Capture the screen grabs, save and print. File the record in a binder or folder specifically for your mortgage documents.

Next step, send a Qualified Written Request Letter to your servicer.  This is a way to gather evidence about your loan without going to court. The letter should be mailed to the CEO of your servicer. Contact customer service and ask for the name of the exec – could be the CEO – and the company address where the QWR letter should be sent. Be sure to send it certified mail, return receipt requested. Save the receipt and file it in your binder.

The QWR letter is a feature of RESPA, which was strengthened in the Dodd-Frank bill.  The servicer is required to respond to the QWR letter in 5 business days with a written acknowledgement. Within the next 25 days they are required to deliver a written response that includes documents such as  the promissory note, mortgage, closing documents, appraisal, title policy, assignments of mortgage.

If they do not answer within the 30 days or fail to provide you with evidence you’ve requested, the servicer will have to pay you $4,000 fine. You’ll have to go into Federal Court to file a complaint and get the judgement.
Here’s a template for the QWR:




Date

Servicer Name

Address




Re: Client Name

Loan Number:

Property Address:



Dear Madam or Sir:
In accordance with RESPA and Section 131(f) of the Truth-in-Lending Act, 15 U.S.C. Section 1641(f) (2), please provide me with the name, address, and Telephone number of the owner of the Promissory Note signed by me and secured by the deed of trust in my mortgage loan referenced above.

By their signatures below, I authorize you to furnish me with the requested information, and any other information regarding my account and my mortgage loan.

You should be advised that you must acknowledge receipt of this request within five (5) business days, and respond within thirty (30) business days, pursuant to 12 U.S.C. Section 2605(e) (1)(A) as amended effective July 16, 2010 by the Dodd-Frank Financial Reform Act and Reg. X Section 3500.21(e)(1).

Thanking you in advance, I am

Very truly yours,

Homeowner name

cc: Law firm for servicer if there has been any correspondence





If they respond, carefully verify all information they have provided. If they provide you with the name of the investor of your loan, check it against the results of your MERS, Fannie and Freddie look-ups.  If they provide the name of the trust, go to secinfo.com and look-up the prospectus for that trust. The report is called a 424B. Read it and look for the closing and cut-off dates of the trust. Did your loan close within the window, or after? What parties are listed in the deal? Is your loan listed in the Pool Servicing Agreement that is contained within the Prospectus? You can spot it by reviewing all loans listed – according to principal and interest rate by state.

Find the name of the Trustee.  The Trustee contact info is located in the PSA. Call the 800 telephone number provided.
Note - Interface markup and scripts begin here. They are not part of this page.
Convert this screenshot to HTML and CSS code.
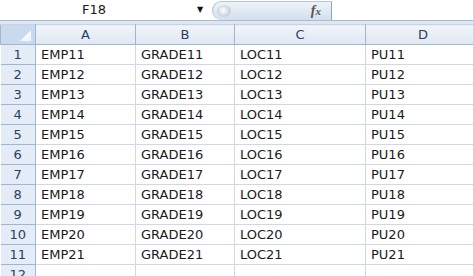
FILE: index.html
```html
<!DOCTYPE html>
<html lang="en">
<head>
    <meta charset="UTF-8">
    <title>Sheet1</title>
    <link rel="stylesheet" href="styles.css">
</head>
<body>
    <div class="formula-bar">
        <div class="name-box">F18</div>
        <div class="name-drop">&#9660;</div>
        <div class="fx-band">
            <span class="fx-knob"></span>
            <span class="fx">f<i>x</i></span>
        </div>
        <div class="formula-input"></div>
    </div>
    <div class="bar-gap"></div>

    <table class="sheet">
        <colgroup>
            <col class="c-num"><col class="c-a"><col class="c-b"><col class="c-c"><col class="c-d">
        </colgroup>
        <thead>
            <tr>
                <th class="corner"><span class="tri"></span></th>
                <th>A</th><th>B</th><th>C</th><th>D</th>
            </tr>
        </thead>
        <tbody id="rows"></tbody>
    </table>

    <script>
        var body = document.getElementById('rows');
        for (var i = 1; i <= 12; i++) {
            var tr = document.createElement('tr');
            var n = i + 10;
            if (i < 12) {
                tr.innerHTML = '<th>' + i + '</th><td>EMP' + n + '</td><td>GRADE' + n +
                    '</td><td>LOC' + n + '</td><td>PU' + n + '</td>';
            } else {
                tr.innerHTML = '<th>' + i + '</th><td></td><td></td><td></td><td></td>';
            }
            body.appendChild(tr);
        }
    </script>
</body>
</html>
```

FILE: styles.css
```css
body {
    margin: 0;
    width: 473px;
    height: 276px;
    overflow: hidden;
    background: #fff;
    font-family: "DejaVu Sans", Verdana, sans-serif;
}

/* formula bar */
.formula-bar {
    display: flex;
    height: 20px;
    border-bottom: 1px solid #a9bcd4;
    background: #fff;
}
.name-box {
    width: 188px;
    text-align: center;
    font-size: 13px;
    line-height: 20px;
    color: #1a1a1a;
}
.name-drop {
    width: 24px;
    font-size: 8px;
    line-height: 20px;
    text-align: center;
    color: #111;
}
.fx-band {
    position: relative;
    width: 118px;
    margin-top: 1px;
    border-radius: 10px 0 0 10px;
    border: 1px solid #b6c6dc;
    border-right: 1px solid #8ea4c2;
    border-bottom: none;
    background: linear-gradient(#eef3f9, #d3dfee);
}
.fx-knob {
    position: absolute;
    left: 4px;
    top: 3px;
    width: 14px;
    height: 12px;
    border-radius: 50%;
    background: radial-gradient(circle at 45% 45%, #ffffff, #c5ccd6 70%, #e2e8f0);
}
.fx {
    position: absolute;
    right: 10px;
    top: 1px;
    font-family: "Liberation Serif", serif;
    font-style: italic;
    font-weight: bold;
    font-size: 14px;
    color: #555;
}
.fx i {
    font-size: 11px;
}
.formula-input {
    flex: 1;
}
.bar-gap {
    height: 3px;
    background: #dfe6ef;
}

/* grid */
.sheet {
    border-collapse: collapse;
    table-layout: fixed;
    width: 480px;
    font-size: 13px;
}
.c-num { width: 35px; }
.c-a { width: 100px; }
.c-b { width: 99px; }
.c-c { width: 131px; }
.c-d { width: 115px; }

.sheet thead th {
    height: 19px;
    padding: 0;
    font-weight: normal;
    color: #27415f;
    background: linear-gradient(#f1f5fa, #dfe7f2);
    border: 1px solid #9eb6ce;
    border-top: 1px solid #c5d3e4;
}
.sheet th.corner {
    position: relative;
    background: #c9d9ee;
}
.tri {
    position: absolute;
    right: 4px;
    bottom: 3px;
    width: 0;
    height: 0;
    border-left: 11px solid transparent;
    border-bottom: 11px solid #f4f8fd;
}
.sheet tbody th {
    height: 19px;
    padding: 0;
    font-weight: normal;
    color: #27415f;
    background: #e4ecf7;
    border: 1px solid #9eb6ce;
    border-left: none;
}
.sheet td {
    height: 19px;
    padding: 0 0 0 5px;
    color: #1a1a1a;
    border: 1px solid #d0d7e5;
    white-space: nowrap;
    overflow: hidden;
}
```
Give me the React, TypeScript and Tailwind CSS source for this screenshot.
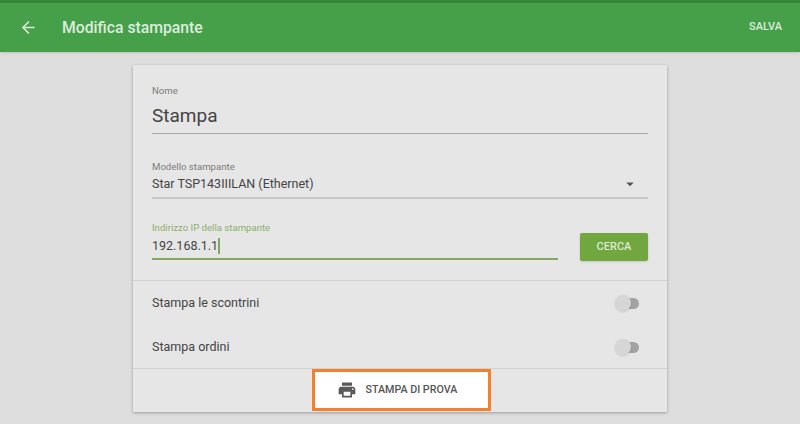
import React from 'react';
import { ArrowLeft } from 'lucide-react';
import { MdPrint, MdArrowDropDown } from 'react-icons/md';

const Toggle = () => (
  <div className="relative w-[24px] h-[20px] flex items-center justify-end">
    <div className="w-[20px] h-[11px] rounded-full bg-[#a3a3a3]" />
    <div className="absolute left-0 top-[2px] w-[16px] h-[16px] rounded-full bg-[#d6d6d6] shadow-sm" />
  </div>
);

const ToggleRow = ({ label }: { label: string }) => (
  <div className="flex items-center justify-between h-[44px] pl-[19px] pr-[28px]">
    <span className="text-[12.5px] text-[#444444]">{label}</span>
    <Toggle />
  </div>
);

export default function App() {
  return (
    <div className="w-[800px] h-[424px] overflow-hidden bg-[#dedede] font-['Roboto',sans-serif]">
      <div className="h-[3px] bg-[#37863b]" />
      <header className="flex items-center h-[49px] bg-[#46a04a] text-[#dcebdc] shadow-sm">
        <ArrowLeft size={19} strokeWidth={2} className="ml-[19px]" />
        <h1 className="ml-[24px] text-[15.75px] font-medium">Modifica stampante</h1>
        <button className="ml-auto mr-[18px] text-[11px] font-medium">SALVA</button>
      </header>

      <main className="w-[534px] h-[347px] mx-auto mt-[13px] bg-[#e6e6e6] shadow-[0_1px_3px_rgba(0,0,0,0.3)] flex flex-col">
        <section className="h-[216px] border-b border-[#d2d2d2] px-[19px] pt-[20px]">
          <div className="text-[9.6px] leading-[11px] text-[#7b7b7b]">Nome</div>
          <div className="mt-[7px] h-[31px] border-b border-[#a8a8a8] text-[19px] leading-[26px] text-[#444444]">
            Stampa
          </div>

          <div className="mt-[27px] text-[9.6px] leading-[11px] text-[#7b7b7b]">Modello stampante</div>
          <div className="flex items-center justify-between h-[27px] pb-[1px] border-b-2 border-[#c8c8c8] text-[12.5px] text-[#444444]">
            <span>Star TSP143IIILAN (Ethernet)</span>
            <MdArrowDropDown size={18} className="mr-[9px] text-[#555555]" />
          </div>

          <div className="flex items-start mt-[23px]">
            <div className="flex-1">
              <div className="text-[9.6px] leading-[11px] text-[#8cae6a]">Indirizzo IP della stampante</div>
              <div className="flex items-center h-[27px] pt-[1px] border-b-2 border-[#82a862] text-[12.5px] text-[#444444]">
                <span>192.168.1.1</span>
                <span className="w-[2px] h-[16px] bg-[#7ea85a]" />
              </div>
            </div>
            <button className="ml-[22px] mt-[11px] w-[68px] h-[28px] rounded-[2px] bg-[#72a63e] text-[#dcebcf] text-[11px] font-medium shadow-sm">
              CERCA
            </button>
          </div>
        </section>

        <section className="h-[88px] border-b border-[#d2d2d2]">
          <ToggleRow label="Stampa le scontrini" />
          <ToggleRow label="Stampa ordini" />
        </section>

        <footer className="flex-1 flex justify-center pl-[2px]">
          <button className="flex items-center justify-start pl-[22px] w-[179px] h-[42px] bg-white border-[3px] border-[#f47f2c] text-[10.7px] font-medium text-[#555555]">
            <MdPrint size={20} className="mr-[9px] text-[#5a5a5a]" />
            STAMPA DI PROVA
          </button>
        </footer>
      </main>
    </div>
  );
}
The recording will tell you to send an email providing your loan number, address and contact info. Write and email to the Trustee and confirm they are in fact your true creditor. Tell them the Trust was named as investor by the servicer. You’d like evidence that the mortgage was properly securitized, which includes all assignments of mortgage (there should be 4), along with the original Promissory Note.

In several weeks, the Trustee should send you an email response to your request. We’ve sent three of these requests so far, and each time the Trustee has told us that they are NOT the investor, and the homeowner should contact the servicer.

If this occurs with your loan, print out all docs, save them in your binder. You can present this document as evidence that you have a wild deed in a Quiet Title Action.

Next step is to gather all your loan documents recorded in the county registry. Ask the Register or County Clerk to print out all pages and certify them as true copies.

Be sure to determine if there is an Assignment of Mortgage in your chain of title. Examine the wording closely. Did they assign only the mortgage, or the mortgage and the note. If just the mortgage is assigned, that means the chain of title has been broken. Everything that occurred after that assignment is a nullity.

Was the mortgage assigned by a company that s no longer in business? Did the originator declare bankruptcy? If so, did the bankruptcy or demise of the firm occur before or safer the assignment? We’ve found a number of assignments where the originators – Accredited, New Century –  were in bankruptcy months and years before the date of the assignment. In a Chapter 11 bankruptcy, companies repudiate all their executory contracts, which includes MERS. So, if you have an assignment of mortgage that features a bankrupt originator dated after they filed chapter 11, you could get the assignment declared invalid by a judge. Which of course means the mortgage was never properly assigned to another party. Your mortgage may be a defective instrument and invalid.

Back to the documents from the registry.

Compare the documents from the registry to those you received in the QWR response. Are they the same, or are there notable differences? Record the notations on a document, attach it to the docs and file in your binder.

Examine the signatures on all documents and start googling. Type in signers name, along with keywords like their title, MERS, name of lender, robo-signer. Chances are you will find their signatures on a number of other documents recorded in registries around the country. Carefully examine the signatures – are there notable differences? Is the signer an employee of the company they are purportedly signing for? You can check their Linkedin profiles to verify employment. If their title is Assistant Secretary, MERS, drill down and expand your search. Many times these signers have various titles from different companies. This is important because if you can find evidence they are not who they say they are and don’t work for the company they claim to, you have a fatal defect in the chain of title.

Be sure to examine all ‘Discharges of Mortgages’ in your chain too. We’ve found robo-signers on a number of the discharges. Real estate attorneys tell us this means that the debt has been satisfied, but the lien has not been extinguished. So, you could challenge the current mortgage and file a claim in state court arguing that the current mortgage is no longer in first position.

Lots here that can keep you busy for awhile – at least the next thirty days.

If this sounds too daunting, just take a deep breath and take the first steps of performing the look-ups and sending the QWR letter.

Remember, this fight is about restoring our property rights and the rule of law.